How to navigate through your work-from-home shift – Wall Street Journal
The work-from-home shift, now referred to as 'WFH' in the apocalyptic age, took everyone by surprise. Corporates said goodbye to their coffee machines, office managers and ergonomic seats. And said hello to their dining room table and instant coffee. Sleep routines were forever changed when individuals were forced to work well into the evenings, well after they finished online learning with their kids, and put them to bed. Even those who'd thought about almost everything, like wealthy Americans who bought multimillion-dollar bunkers in New Zealand, could not have anticipated the exhaustive blurred lines of working from home. Wired to the web reports that working from home has resulted in a boost in productivity, with experts saying the biggest contributor to working longer is the absence of having to endure traffic. But this has come at the cost of employee exhaustion and mental wellbeing. With Anne Dolinschek of marketing firm Nfluential telling the site, "some clients and employers don't know where the boundaries are and seem to think people are available 24/7 because we're all at home, instead of sticking to working hours". After over four months in lockdown, there's a lot to take home from this experience.

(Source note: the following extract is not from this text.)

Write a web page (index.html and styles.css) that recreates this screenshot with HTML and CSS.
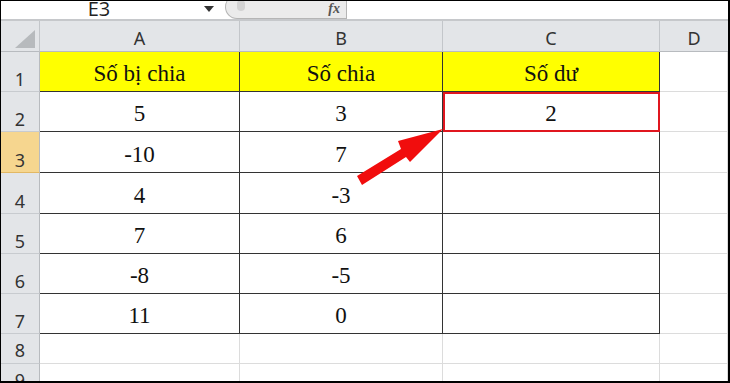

Christopher Mins of the Wall Street Journal says we may be in "the middle of a gigantic, unplanned experiment" and that companies need to play a helping hand with their 'home-force'. This is what he's learnt. – Nadim Nyker
The work-from-home shift shocked companies—now they're learning its lessons
By Christopher Mims
A shift potentially as monumental as the movement of workers into factories during the Industrial Revolution has swept the globe, only this transition happened in months, and moved people in the opposite direction—back home. Despite its speed, we're still in the earliest stages of the Work-From-Home Revolution, and it could take years or even decades of trial and error to get right.